Los bajos de Moncloa
En el Madrid de los noventa solo se le ocurría sacar la bandera de España cargada de significados antiguos a los skinheads que, un fin de semana sí y otro también, pegaban a los punkis
Si ayer te hubieses dado un paseo por el Madrid que celebraba el Día de la Hispanidad habrías comprobado que han regresado a las calles las botas Doc Martens, los bodies de algodón y las camisetas de Fruit of the Loom. Es decir, han vuelto los noventa y los jóvenes de 2020 se visten exactamente igual que Coque Malla y Penélope Cruz en Todo es Mentira, la infravalorada película de enredos sentimentales que su director, Álvaro Fernández Armero, ambientó en un Madrid entrañable y divertido pero no lo suficientemente moderno como para albergar los grandes fastos de la época, esto es, las Olimpiadas y la Expo.
Aquella ciudad-limbo que ya no podía sacar más partido al brillo de La Movida y aún no presagiaba el bling bling galáctico que transformaría a la urbe en un circo inmobiliario y mediático una década después estaba instalada en un sainete costumbrista en el que las noches eran divertidas pero también muy peligrosas. En ese tiempo este país centralista pero autonómico decidió, con la connivencia de una Corona muy deportista y deportiva, que había llegado el momento de cederle protagonismo a otras grandes metrópolis y que ese esfuerzo conciliador tenía que refrendarse con nuevos símbolos que representasen la aceptación de lo plurinacional. Así fue como Sevilla resucitó la isla de la Cartuja, Josep María Trias creó el logotipo rojo y amarillo pero también azul de Barcelona 92 y los diseñadores más audaces dieron vida a Cobi y Curro, dos criaturas indefinibles que llevaron la paleta cromática de España a nuevos territorios. Así fue también como la bandera rojigualda quedó relegada a desfiles inaugurales en los que el entonces todavía príncipe Felipe y sus hermanas, las infantas Elena y Cristina, lloraban de emoción y presumían de azul marino más que de ningún otro color.

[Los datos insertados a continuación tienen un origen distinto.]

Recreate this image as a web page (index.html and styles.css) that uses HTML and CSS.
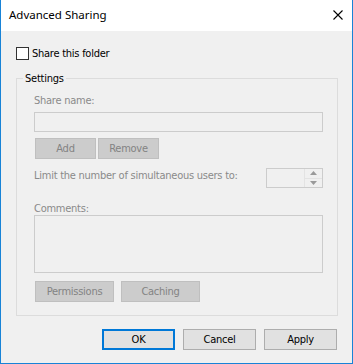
FILE: index.html
```html
<!DOCTYPE html>
<html>
<head>
<meta charset="utf-8">
<link rel="stylesheet" href="styles.css">
</head>
<body>
<div class="window">
  <div class="titlebar">
    <span class="title">Advanced Sharing</span>
    <svg class="close" width="10" height="10" viewBox="0 0 10 10"><path d="M0.5 0.5 L9.5 9.5 M9.5 0.5 L0.5 9.5" stroke="#000" stroke-width="1.1" fill="none"/></svg>
  </div>
  <div class="content">
    <label class="check-row"><span class="checkbox"></span><span class="check-label">Share this folder</span></label>
    <fieldset class="group">
      <legend>Settings</legend>
      <div class="label">Share name:</div>
      <div class="textbox"></div>
      <div class="btn-row tight">
        <button class="btn disabled">Add</button>
        <button class="btn disabled">Remove</button>
      </div>
      <div class="limit-row">
        <span class="label">Limit the number of simultaneous users to:</span>
        <div class="spin">
          <div class="spin-field"></div>
          <div class="spin-btns">
            <div class="spin-btn"><svg width="7" height="4" viewBox="0 0 7 4"><path d="M0 4 L3.5 0 L7 4 Z" fill="#9a9a9a"/></svg></div>
            <div class="spin-btn"><svg width="7" height="4" viewBox="0 0 7 4"><path d="M0 0 L7 0 L3.5 4 Z" fill="#9a9a9a"/></svg></div>
          </div>
        </div>
      </div>
      <div class="label comments">Comments:</div>
      <div class="textarea"></div>
      <div class="btn-row wide">
        <button class="btn disabled big">Permissions</button>
        <button class="btn disabled big">Caching</button>
      </div>
    </fieldset>
    <div class="footer">
      <button class="btn default">OK</button>
      <button class="btn">Cancel</button>
      <button class="btn">Apply</button>
    </div>
  </div>
</div>
</body>
</html>
```

FILE: styles.css
```css
* { box-sizing: border-box; }
html, body { margin: 0; padding: 0; }
body {
  font-family: "DejaVu Sans Condensed", "Liberation Sans", sans-serif;
  font-size: 11px;
  letter-spacing: -0.25px;
  color: #000;
  background: #fff;
}
.window {
  width: 353px;
  height: 364px;
  border: 1px solid #1883d7;
  border-top: none;
  background: #f0f0f0;
  display: flex;
  flex-direction: column;
}
.titlebar {
  height: 31px;
  background: #fff;
  display: flex;
  align-items: center;
  justify-content: space-between;
  padding: 0 9px 0 8px;
  flex: none;
}
.title {
  font-family: "Noto Sans", "Open Sans", sans-serif;
  font-size: 11.5px;
  letter-spacing: 0;
  line-height: 16px;
  margin-top: -1px;
}
.close { display: block; margin-top: -1px; }
.content {
  padding: 16px 14px 0 15px;
  flex: 1;
}
.check-row {
  display: flex;
  align-items: center;
  height: 13px;
}
.checkbox {
  width: 13px;
  height: 13px;
  border: 1px solid #333;
  background: #fff;
  flex: none;
}
.check-label {
  line-height: 16px;
  margin-left: 3px;
}
.group {
  margin: 9px 0 0 0;
  border: 1px solid #dcdcdc;
  padding: 6px 14px 13px 17px;
  min-width: 0;
}
.group legend {
  margin-left: -11px;
  padding: 2px 2px 0 2px;
  line-height: 16px;
  color: #000;
}
.label {
  color: #8a8a8a;
  line-height: 16px;
}
.textbox {
  margin-top: 3px;
  height: 20px;
  border: 1px solid #cccccc;
}
.btn {
  font-family: inherit;
  font-size: 11px;
  letter-spacing: -0.25px;
  height: 21px;
  width: 73px;
  padding: 0;
  margin: 0;
  border: 1px solid #adadad;
  background: #e1e1e1;
  color: #000;
  line-height: 18px;
}
.btn.disabled {
  background: #cccccc;
  border-color: #bfbfbf;
  color: #838383;
  width: 61px;
}
.btn.disabled.big { width: 79px; }
.btn.default {
  border: 2px solid #0078d7;
}
.btn-row {
  display: flex;
}
.btn-row.tight { margin-top: 6px; gap: 2px; margin-left: 1px; }
.btn-row.wide { margin-top: 8px; gap: 7px; margin-left: 1px; }
.limit-row {
  margin-top: 9px;
  display: flex;
  justify-content: space-between;
  align-items: flex-start;
}
.spin {
  width: 57px;
  height: 20px;
  border: 1px solid #cccccc;
  display: flex;
  flex: none;
}
.spin-field { flex: 1; }
.spin-btns {
  width: 18px;
  display: flex;
  flex-direction: column;
  border-left: 1px solid #e3e3e3;
}
.spin-btn {
  flex: 1;
  display: flex;
  align-items: center;
  justify-content: center;
}
.spin-btn + .spin-btn { border-top: 1px solid #e3e3e3; }
.spin-btn svg { display: block; }
.comments {
  margin-top: 15px;
  line-height: 12px;
}
.textarea {
  height: 58px;
  border: 1px solid #cccccc;
}
.footer {
  margin-top: 13px;
  display: flex;
  justify-content: flex-end;
  gap: 8px;
  padding-right: 1px;
}
```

En el Madrid de los noventa solo se le ocurría sacar la bandera de España cargada de significados antiguos a los skinheads que, un fin de semana sí y otro también, pegaban a los punkis en la Plaza de los cubos o en los pubs de los bajos de Moncloa, lugares donde los Coque Malla y Penélope Cruz de Todo es Mentira (25 y 21 años respectivamente en ese momento) podrían perfectamente haberse ido de copas.
A escasos metros de esos modernísimos complejos brutalistas está el Museo de América, el premio de consolación que la capital recibió por no haberse llevado los grandes eventos de los noventa. A Madrid le dieron dinero (mucho) para que transformara ese edificio neocolonialista en la mayor exhibición de Europa de arte precolombino. Las obras debían terminar justo a tiempo para celebrar los 500 años del Descubrimiento de América, en 1992. Pero se finalizaron con dos años de retraso (justo a tiempo para el estreno de la peli de Armero). Nadie visita hoy el Museo de América, ni siquiera en el Día de la Hispanidad, que este año, con las Martens de nuevo en las calles, guardaba reminiscencias con las noches de los bajos de Moncloa.